Negli ultimi anni il cibo pare aver assunto accezione artistico-creativa. Sarebbe possibile mutuare questa “fantasia” nella cucina a chilometro zero?
La creatività può essere certamente annoverata tra le qualità di un buon cuoco. Se affiancata ad una adeguata conoscenza delle materie prime che lavora e della tradizione culinaria del territorio in cui opera, può consentire di personalizzare un piatto o una ricetta, di innovare processi di lavorazione e cottura o perché no, rivedere le modalità di presentazione del piatto stesso.
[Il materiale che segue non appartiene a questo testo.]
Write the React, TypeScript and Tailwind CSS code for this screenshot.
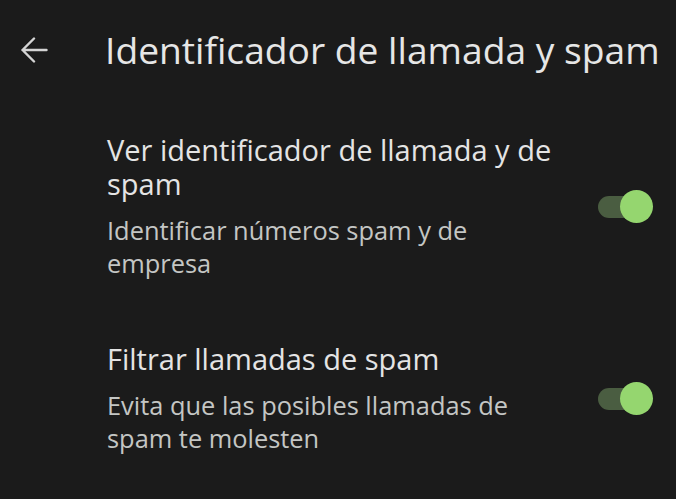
import React, { useState } from 'react';

function Toggle({ on, onChange }: { on: boolean; onChange: () => void }) {
  return (
    <button
      onClick={onChange}
      className={`relative flex h-[22px] w-[53px] shrink-0 items-center rounded-full ${on ? 'bg-[#4a5d41]' : 'bg-[#3a3a3a]'}`}
    >
      <span
        className={`absolute h-[33px] w-[33px] rounded-full ${on ? 'right-[-2px] bg-[#95d66f]' : 'left-[-2px] bg-[#9a9a9a]'}`}
      />
    </button>
  );
}

function Row({
  title,
  summary,
  on,
  onToggle,
}: {
  title: string;
  summary: string;
  on: boolean;
  onToggle: () => void;
}) {
  return (
    <div className="flex items-center pl-[107px] pr-[25px]">
      <div className="w-[450px] shrink-0">
        <p className="text-[29px] leading-[34px] text-[#e4e4e4]">{title}</p>
        <p className="mt-[13px] text-[25.4px] leading-[33px] text-[#c4c6c4]">{summary}</p>
      </div>
      <div className="flex flex-1 justify-end">
        <Toggle on={on} onChange={onToggle} />
      </div>
    </div>
  );
}

export default function App() {
  const [callerId, setCallerId] = useState(true);
  const [filter, setFilter] = useState(true);

  return (
    <div
      className="h-[499px] w-[676px] overflow-hidden bg-[#1b1b1b]"
      style={{ fontFamily: '"Open Sans", Roboto, sans-serif' }}
    >
      <header className="flex h-[100px] items-center">
        <button className="ml-[20px] flex items-center text-[#d4d4d4]">
          <svg width="28" height="26" viewBox="0 0 28 26" fill="none" stroke="currentColor" strokeWidth="2.4" strokeLinecap="round" strokeLinejoin="round">
            <path d="M26.5 13H2.5M14 1.5L2.5 13 14 24.5" />
          </svg>
        </button>
        <h1 className="ml-[57px] whitespace-nowrap text-[37.2px] leading-none text-[#e6e6e6]">
          Identificador de llamada y spam
        </h1>
      </header>
      <div className="mt-[33px] flex flex-col gap-[62px]">
        <Row
          title="Ver identificador de llamada y de spam"
          summary="Identificar números spam y de empresa"
          on={callerId}
          onToggle={() => setCallerId(!callerId)}
        />
        <Row
          title="Filtrar llamadas de spam"
          summary="Evita que las posibles llamadas de spam te molesten"
          on={filter}
          onToggle={() => setFilter(!filter)}
        />
      </div>
    </div>
  );
}
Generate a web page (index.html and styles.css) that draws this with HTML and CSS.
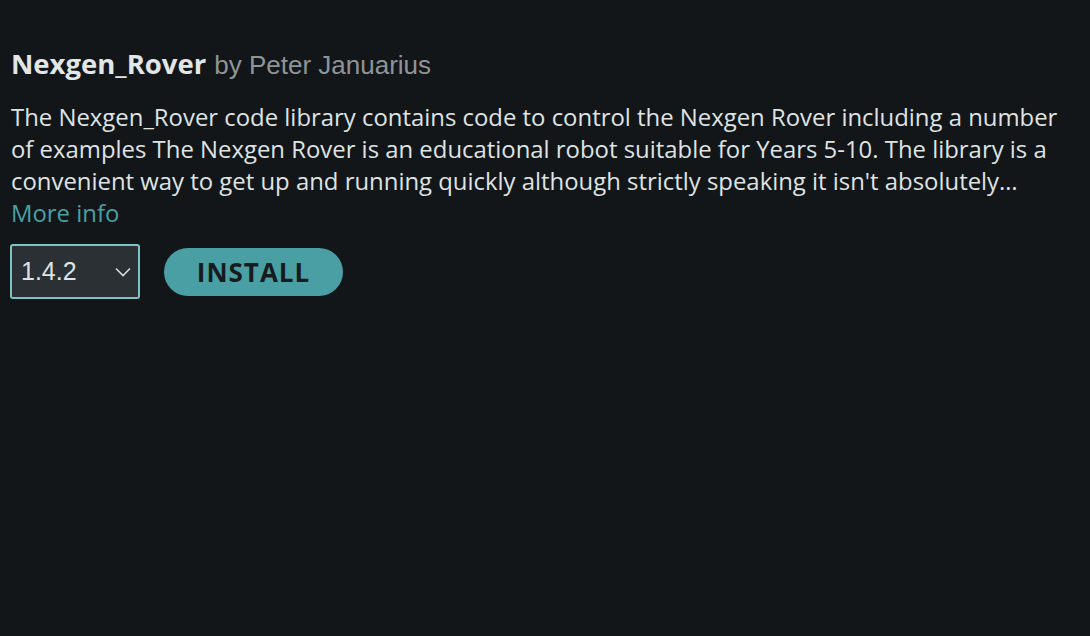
FILE: index.html
```html
<!DOCTYPE html>
<html>
<head>
<meta charset="utf-8">
<link rel="stylesheet" href="styles.css">
</head>
<body>
<div class="lib">
  <div class="header">
    <span class="name">Nexgen_Rover</span>
    <span class="author">by Peter Januarius</span>
  </div>
  <div class="desc">The Nexgen_Rover code library contains code to control the Nexgen Rover including a number of examples The Nexgen Rover is an educational robot suitable for Years 5-10. The library is a convenient way to get up and running quickly although strictly speaking it isn't absolutely…</div>
  <a class="more">More info</a>
  <div class="actions">
    <div class="select">
      <span class="ver">1.4.2</span>
      <svg class="chev" width="16" height="10" viewBox="0 0 16 10"><path d="M1 1.5 L8 8.5 L15 1.5" fill="none" stroke="#d8dcdc" stroke-width="1.6"/></svg>
    </div>
    <button class="install">INSTALL</button>
  </div>
</div>
</body>
</html>
```
FILE: styles.css
```css
html, body {
  margin: 0;
  padding: 0;
  background: #121619;
  height: 100%;
}
.lib {
  padding: 46px 11px 0 11px;
  font-family: "Open Sans", sans-serif;
}
.header {
  display: flex;
  align-items: baseline;
  gap: 8px;
  line-height: 36px;
}
.name {
  font-family: "Open Sans", sans-serif;
  font-weight: 700;
  font-size: 27.5px;
  color: #e2e6e6;
}
.author {
  font-family: "Liberation Sans", Arial, sans-serif;
  font-size: 26px;
  color: #8f9496;
}
.desc {
  margin-top: 18px;
  font-size: 23.9px;
  line-height: 32px;
  color: #dfe3e3;
  width: 1062px;
}
.more {
  display: block;
  font-size: 23.9px;
  line-height: 32px;
  color: #4a9fa5;
}
.actions {
  display: flex;
  align-items: center;
  gap: 24px;
  margin-top: 15px;
  margin-left: -1px;
}
.select {
  box-sizing: border-box;
  width: 130px;
  height: 55px;
  border: 2px solid #7ec2c4;
  border-radius: 3px;
  background: #2b3034;
  display: flex;
  align-items: center;
  justify-content: space-between;
  padding: 0 7px 0 9px;
}
.ver {
  font-family: "Liberation Sans", Arial, sans-serif;
  font-size: 25px;
  color: #dfe3e3;
}
.chev {
  display: block;
}
.install {
  width: 179px;
  height: 48px;
  border: none;
  border-radius: 24px;
  background: #4a9fa5;
  color: #161b1e;
  font-family: "Open Sans", sans-serif;
  font-weight: 700;
  font-size: 26px;
  letter-spacing: 1px;
  padding: 0;
}
```
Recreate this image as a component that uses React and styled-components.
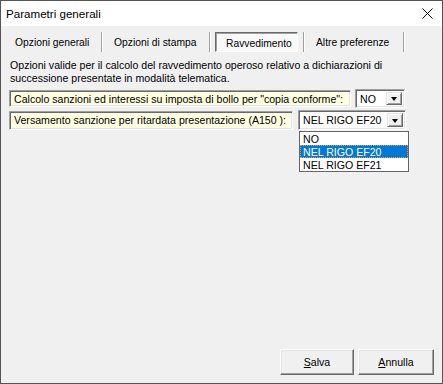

Ciò che conta però è non perdere di vista l’obiettivo: offrire cibo 1) buono in termini qualitativi e quindi “di piacere” non soltanto da un punto di vista organolettico; 2) pulito: rispetto alla provenienza locale dei prodotti e rispetto al processo di costruzione del piatto e all’impatto che questo ha sull’ambiente; 3) giusto, cioè sostenibile con riferimento ai costi di produzione, realizzazione e quindi di prezzo finale, nel rispetto di chi produce e di chi lavora. “L’esperienza culinaria” intesa in senso prettamente artistico, diventa motivo di spreco, di celebrazione del piatto fine a se stessa, mera sperimentazione, iniqua e generalmente insostenibile, ed è spesso dettata della moda del momento, non ha fondamenta né ragion d’essere, a mio avviso.
Dal punto di vista imprenditoriale, quali e quanti margini di crescita sono previsti per l’economia locale?
In un territorio come il nostro a forte vocazione agricola, ed in cui la tradizione gastronomica offre un ventaglio nutrito di prodotti locali e di ricette straordinarie per qualità, genuinità e unicità, le potenzialità del settore della ristorazione sono ancora molte. La sua crescita è direttamente proporzionale a quella del comparto agricolo: più aziende investono in qualità, specializzazione e prodotti identitari, maggiore sarà l’appeal del territorio e l’intera filiera potrà beneficiarne, quindi anche la ristorazione. Occorre sempre investire in qualità e specializzazione e affermarsi per identità territoriale, non limitandosi ad offrire un servizio uguale ad un altro o a imitare realtà remote. Quanto più è forte il legame con le produzioni tipiche, con le realtà contadine e di piccola produzione locale di qualità, tanto più è destinata ad affermarsi la ristorazione. Basti considerare, per rimanere nel nostro territorio provinciale, realtà quali Minervino Murge, Montegrosso, Margherita di Savoia, in cui il numero di osterie di qualità e che hanno consolidato il loro successo ultra decennale è di gran lunga maggiore rispetto ai più grandi centri abitati limitrofi, dove questo legame tende a sfilacciarsi, fino a rompersi del tutto in molti casi. La Condotta Castel del Monte, che mi onoro di rappresentare in questi anni, vuole essere un punto di riferimento per quanti vogliano esser parte di un processo di salvaguardia del territorio e delle sue specificità partendo dal cibo. Slow Food è casa e famiglia per quanti intendano impegnarsi e farne parte ed è a servizio dell’intera comunità territoriale.